An Australian writing about crime
Updated: May 1, 2018
Writers would always prefer to talk about what they are writing rather than what they have written. I was reminded of this recently at a talk given by Thomas Keneally who has been talking about his novel about the two wayward sons of Charles Dickens who were sent to Australia for at least a couple of years.
I hope he finishes writing it soon; it sounds fascinating. It is about colonisation and Australia as a place for dumping rubbish people.
Keneally quoted a line from Oscar Wilde, from The Importance of Being Ernest. I will try and find it now.
Here it is:
I don’t think you will require neckties. Uncle Jack is sending you to Australia.
Australia! I’d sooner die.
Well, he said at dinner on Wednesday night, that you would have to choose between this world, the next world, and Australia.
Oh, well! The accounts I have received of Australia and the next world, are not particularly encouraging. This world is good enough for me, cousin Cecily.
Tom and his daughter, Meg are writing a detective series, which caught my ear because I am making a fist of a crime novel myself. Keneally said he had never read a crime novel until he started to write one. He described the experience of reading crime as being given a cast of characters, one of whom is the murderer and when you find out, you realise you knew all along. Keneally said reading detective stories are ultimately unsatisfying which is why people find them so addictive.
This is certainly my experience. I also hadn’t read a crime novel in living memory. I read “Girl on a Train” by Paula Hawkins and I did know who did it and I knew exactly when I knew.

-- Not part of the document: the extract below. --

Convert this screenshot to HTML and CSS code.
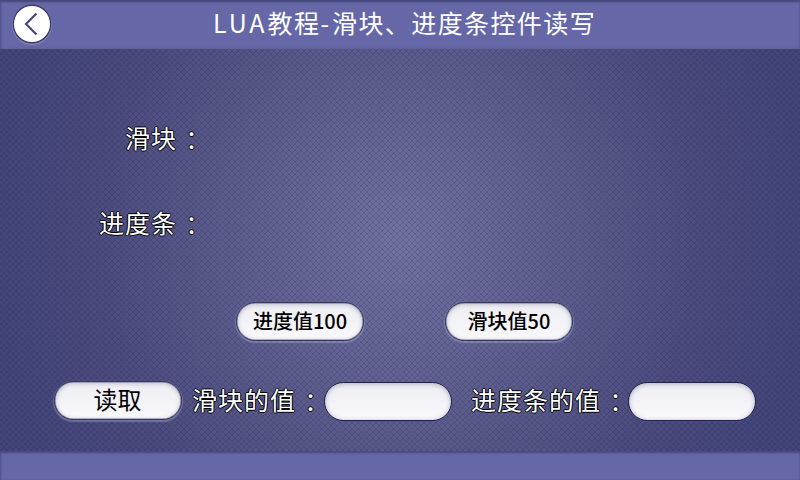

(email me and I’ll tell you exactly when)
My daughter, Dom who is reading the crime novel I’m writing, said that she read a single sentence and knew who the killer was.
Which is okay, because my novel is less like “Girl on a Train” and more like “One Drop of Blood” which is a story by Cornell Woolrich and the winner of Ellery Queens Mystery Magazine story contest, October, 1962. It was described as “an example of the contemporary inverted detective story.”
The first two thirds of the story deals with the crime – and the events leading up to it; the last one-third of the story deals with the detection and how the detective proved it.